**TO DO:**
Transcribe the material in full. Nothing should differ except that the pictures are left out.

Start

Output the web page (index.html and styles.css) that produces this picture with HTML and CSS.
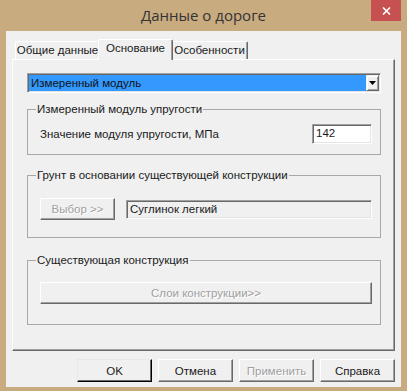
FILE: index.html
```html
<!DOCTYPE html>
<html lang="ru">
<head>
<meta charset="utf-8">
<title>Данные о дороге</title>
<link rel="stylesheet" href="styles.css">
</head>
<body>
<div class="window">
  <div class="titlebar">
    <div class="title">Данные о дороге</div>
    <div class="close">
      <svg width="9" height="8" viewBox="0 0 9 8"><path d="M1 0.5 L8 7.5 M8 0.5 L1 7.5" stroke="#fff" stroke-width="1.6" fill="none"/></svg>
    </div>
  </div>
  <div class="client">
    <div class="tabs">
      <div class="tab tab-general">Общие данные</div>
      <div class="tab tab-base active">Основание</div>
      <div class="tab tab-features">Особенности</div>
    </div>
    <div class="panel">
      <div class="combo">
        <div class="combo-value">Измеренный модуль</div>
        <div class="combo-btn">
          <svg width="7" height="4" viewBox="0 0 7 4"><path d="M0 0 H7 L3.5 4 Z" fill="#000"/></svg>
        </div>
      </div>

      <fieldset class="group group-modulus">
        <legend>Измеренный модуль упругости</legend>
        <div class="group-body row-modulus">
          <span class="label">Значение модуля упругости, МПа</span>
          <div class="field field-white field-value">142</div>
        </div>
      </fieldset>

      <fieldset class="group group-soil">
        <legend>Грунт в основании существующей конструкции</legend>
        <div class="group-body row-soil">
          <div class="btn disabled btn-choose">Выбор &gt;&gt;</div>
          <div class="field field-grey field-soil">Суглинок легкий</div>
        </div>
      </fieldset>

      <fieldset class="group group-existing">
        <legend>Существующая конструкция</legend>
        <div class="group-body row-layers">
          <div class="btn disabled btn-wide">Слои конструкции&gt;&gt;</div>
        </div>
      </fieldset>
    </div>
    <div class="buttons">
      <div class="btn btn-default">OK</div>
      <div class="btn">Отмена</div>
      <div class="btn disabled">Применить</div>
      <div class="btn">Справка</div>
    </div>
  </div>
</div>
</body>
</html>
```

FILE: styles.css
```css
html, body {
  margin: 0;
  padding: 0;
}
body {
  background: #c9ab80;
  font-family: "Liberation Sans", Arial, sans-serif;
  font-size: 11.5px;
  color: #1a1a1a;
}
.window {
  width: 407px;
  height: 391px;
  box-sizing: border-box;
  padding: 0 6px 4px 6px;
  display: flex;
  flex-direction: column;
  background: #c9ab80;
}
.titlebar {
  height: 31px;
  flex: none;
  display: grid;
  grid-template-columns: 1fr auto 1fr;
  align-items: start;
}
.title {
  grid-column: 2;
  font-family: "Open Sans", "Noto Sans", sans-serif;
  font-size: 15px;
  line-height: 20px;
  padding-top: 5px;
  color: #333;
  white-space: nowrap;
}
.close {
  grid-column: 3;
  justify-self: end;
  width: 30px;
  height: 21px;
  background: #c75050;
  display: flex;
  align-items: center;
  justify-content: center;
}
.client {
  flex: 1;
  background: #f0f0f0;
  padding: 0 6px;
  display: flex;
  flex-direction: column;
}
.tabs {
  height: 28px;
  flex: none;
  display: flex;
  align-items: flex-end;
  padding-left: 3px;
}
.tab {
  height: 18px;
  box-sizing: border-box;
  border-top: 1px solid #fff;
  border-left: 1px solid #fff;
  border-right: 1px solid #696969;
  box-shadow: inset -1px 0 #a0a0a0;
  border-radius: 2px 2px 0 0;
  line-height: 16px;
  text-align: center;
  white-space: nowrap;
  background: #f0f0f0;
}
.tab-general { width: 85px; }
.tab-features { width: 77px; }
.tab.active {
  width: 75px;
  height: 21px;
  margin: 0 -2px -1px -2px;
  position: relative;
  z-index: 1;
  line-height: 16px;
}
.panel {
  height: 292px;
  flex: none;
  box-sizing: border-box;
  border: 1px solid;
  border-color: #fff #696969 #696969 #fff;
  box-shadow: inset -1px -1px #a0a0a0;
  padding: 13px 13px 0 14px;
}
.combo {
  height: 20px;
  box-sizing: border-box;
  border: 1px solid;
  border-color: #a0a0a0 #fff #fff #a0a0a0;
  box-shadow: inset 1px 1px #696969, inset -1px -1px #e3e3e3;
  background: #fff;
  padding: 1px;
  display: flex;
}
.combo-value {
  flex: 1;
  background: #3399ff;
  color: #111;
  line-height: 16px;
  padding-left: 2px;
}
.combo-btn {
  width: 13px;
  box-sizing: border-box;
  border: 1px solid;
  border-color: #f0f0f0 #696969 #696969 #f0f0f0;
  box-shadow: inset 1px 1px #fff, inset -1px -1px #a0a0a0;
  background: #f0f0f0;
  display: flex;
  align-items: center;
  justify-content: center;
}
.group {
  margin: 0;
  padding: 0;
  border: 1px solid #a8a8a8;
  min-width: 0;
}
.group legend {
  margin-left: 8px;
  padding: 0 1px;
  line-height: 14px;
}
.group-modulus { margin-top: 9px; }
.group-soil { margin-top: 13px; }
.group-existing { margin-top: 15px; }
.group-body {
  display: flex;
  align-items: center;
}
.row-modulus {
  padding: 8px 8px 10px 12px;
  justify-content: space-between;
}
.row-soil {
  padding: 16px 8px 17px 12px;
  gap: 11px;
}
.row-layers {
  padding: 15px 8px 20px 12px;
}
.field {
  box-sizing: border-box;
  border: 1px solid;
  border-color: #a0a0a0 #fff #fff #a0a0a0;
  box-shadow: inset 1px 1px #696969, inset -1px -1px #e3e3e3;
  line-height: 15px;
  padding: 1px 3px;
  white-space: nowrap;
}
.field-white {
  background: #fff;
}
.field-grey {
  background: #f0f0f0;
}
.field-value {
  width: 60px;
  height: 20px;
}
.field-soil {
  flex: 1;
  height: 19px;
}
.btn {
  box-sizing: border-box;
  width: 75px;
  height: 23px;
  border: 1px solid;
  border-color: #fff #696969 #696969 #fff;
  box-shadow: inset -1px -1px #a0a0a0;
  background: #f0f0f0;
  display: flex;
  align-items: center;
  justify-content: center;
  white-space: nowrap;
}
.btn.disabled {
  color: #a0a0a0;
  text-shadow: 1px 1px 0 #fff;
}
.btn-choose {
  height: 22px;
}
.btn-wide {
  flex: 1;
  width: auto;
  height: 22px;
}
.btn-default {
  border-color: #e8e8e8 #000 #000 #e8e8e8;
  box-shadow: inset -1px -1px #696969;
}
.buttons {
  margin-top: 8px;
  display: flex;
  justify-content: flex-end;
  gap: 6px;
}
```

End

**FULL OUTPUT:**
Output the web page (index.html and styles.css) that produces this picture with HTML and CSS.
FILE: index.html
```html
<!DOCTYPE html>
<html lang="ru">
<head>
<meta charset="utf-8">
<title>Данные о дороге</title>
<link rel="stylesheet" href="styles.css">
</head>
<body>
<div class="window">
  <div class="titlebar">
    <div class="title">Данные о дороге</div>
    <div class="close">
      <svg width="9" height="8" viewBox="0 0 9 8"><path d="M1 0.5 L8 7.5 M8 0.5 L1 7.5" stroke="#fff" stroke-width="1.6" fill="none"/></svg>
    </div>
  </div>
  <div class="client">
    <div class="tabs">
      <div class="tab tab-general">Общие данные</div>
      <div class="tab tab-base active">Основание</div>
      <div class="tab tab-features">Особенности</div>
    </div>
    <div class="panel">
      <div class="combo">
        <div class="combo-value">Измеренный модуль</div>
        <div class="combo-btn">
          <svg width="7" height="4" viewBox="0 0 7 4"><path d="M0 0 H7 L3.5 4 Z" fill="#000"/></svg>
        </div>
      </div>

      <fieldset class="group group-modulus">
        <legend>Измеренный модуль упругости</legend>
        <div class="group-body row-modulus">
          <span class="label">Значение модуля упругости, МПа</span>
          <div class="field field-white field-value">142</div>
        </div>
      </fieldset>

      <fieldset class="group group-soil">
        <legend>Грунт в основании существующей конструкции</legend>
        <div class="group-body row-soil">
          <div class="btn disabled btn-choose">Выбор &gt;&gt;</div>
          <div class="field field-grey field-soil">Суглинок легкий</div>
        </div>
      </fieldset>

      <fieldset class="group group-existing">
        <legend>Существующая конструкция</legend>
        <div class="group-body row-layers">
          <div class="btn disabled btn-wide">Слои конструкции&gt;&gt;</div>
        </div>
      </fieldset>
    </div>
    <div class="buttons">
      <div class="btn btn-default">OK</div>
      <div class="btn">Отмена</div>
      <div class="btn disabled">Применить</div>
      <div class="btn">Справка</div>
    </div>
  </div>
</div>
</body>
</html>
```

FILE: styles.css
```css
html, body {
  margin: 0;
  padding: 0;
}
body {
  background: #c9ab80;
  font-family: "Liberation Sans", Arial, sans-serif;
  font-size: 11.5px;
  color: #1a1a1a;
}
.window {
  width: 407px;
  height: 391px;
  box-sizing: border-box;
  padding: 0 6px 4px 6px;
  display: flex;
  flex-direction: column;
  background: #c9ab80;
}
.titlebar {
  height: 31px;
  flex: none;
  display: grid;
  grid-template-columns: 1fr auto 1fr;
  align-items: start;
}
.title {
  grid-column: 2;
  font-family: "Open Sans", "Noto Sans", sans-serif;
  font-size: 15px;
  line-height: 20px;
  padding-top: 5px;
  color: #333;
  white-space: nowrap;
}
.close {
  grid-column: 3;
  justify-self: end;
  width: 30px;
  height: 21px;
  background: #c75050;
  display: flex;
  align-items: center;
  justify-content: center;
}
.client {
  flex: 1;
  background: #f0f0f0;
  padding: 0 6px;
  display: flex;
  flex-direction: column;
}
.tabs {
  height: 28px;
  flex: none;
  display: flex;
  align-items: flex-end;
  padding-left: 3px;
}
.tab {
  height: 18px;
  box-sizing: border-box;
  border-top: 1px solid #fff;
  border-left: 1px solid #fff;
  border-right: 1px solid #696969;
  box-shadow: inset -1px 0 #a0a0a0;
  border-radius: 2px 2px 0 0;
  line-height: 16px;
  text-align: center;
  white-space: nowrap;
  background: #f0f0f0;
}
.tab-general { width: 85px; }
.tab-features { width: 77px; }
.tab.active {
  width: 75px;
  height: 21px;
  margin: 0 -2px -1px -2px;
  position: relative;
  z-index: 1;
  line-height: 16px;
}
.panel {
  height: 292px;
  flex: none;
  box-sizing: border-box;
  border: 1px solid;
  border-color: #fff #696969 #696969 #fff;
  box-shadow: inset -1px -1px #a0a0a0;
  padding: 13px 13px 0 14px;
}
.combo {
  height: 20px;
  box-sizing: border-box;
  border: 1px solid;
  border-color: #a0a0a0 #fff #fff #a0a0a0;
  box-shadow: inset 1px 1px #696969, inset -1px -1px #e3e3e3;
  background: #fff;
  padding: 1px;
  display: flex;
}
.combo-value {
  flex: 1;
  background: #3399ff;
  color: #111;
  line-height: 16px;
  padding-left: 2px;
}
.combo-btn {
  width: 13px;
  box-sizing: border-box;
  border: 1px solid;
  border-color: #f0f0f0 #696969 #696969 #f0f0f0;
  box-shadow: inset 1px 1px #fff, inset -1px -1px #a0a0a0;
  background: #f0f0f0;
  display: flex;
  align-items: center;
  justify-content: center;
}
.group {
  margin: 0;
  padding: 0;
  border: 1px solid #a8a8a8;
  min-width: 0;
}
.group legend {
  margin-left: 8px;
  padding: 0 1px;
  line-height: 14px;
}
.group-modulus { margin-top: 9px; }
.group-soil { margin-top: 13px; }
.group-existing { margin-top: 15px; }
.group-body {
  display: flex;
  align-items: center;
}
.row-modulus {
  padding: 8px 8px 10px 12px;
  justify-content: space-between;
}
.row-soil {
  padding: 16px 8px 17px 12px;
  gap: 11px;
}
.row-layers {
  padding: 15px 8px 20px 12px;
}
.field {
  box-sizing: border-box;
  border: 1px solid;
  border-color: #a0a0a0 #fff #fff #a0a0a0;
  box-shadow: inset 1px 1px #696969, inset -1px -1px #e3e3e3;
  line-height: 15px;
  padding: 1px 3px;
  white-space: nowrap;
}
.field-white {
  background: #fff;
}
.field-grey {
  background: #f0f0f0;
}
.field-value {
  width: 60px;
  height: 20px;
}
.field-soil {
  flex: 1;
  height: 19px;
}
.btn {
  box-sizing: border-box;
  width: 75px;
  height: 23px;
  border: 1px solid;
  border-color: #fff #696969 #696969 #fff;
  box-shadow: inset -1px -1px #a0a0a0;
  background: #f0f0f0;
  display: flex;
  align-items: center;
  justify-content: center;
  white-space: nowrap;
}
.btn.disabled {
  color: #a0a0a0;
  text-shadow: 1px 1px 0 #fff;
}
.btn-choose {
  height: 22px;
}
.btn-wide {
  flex: 1;
  width: auto;
  height: 22px;
}
.btn-default {
  border-color: #e8e8e8 #000 #000 #e8e8e8;
  box-shadow: inset -1px -1px #696969;
}
.buttons {
  margin-top: 8px;
  display: flex;
  justify-content: flex-end;
  gap: 6px;
}
```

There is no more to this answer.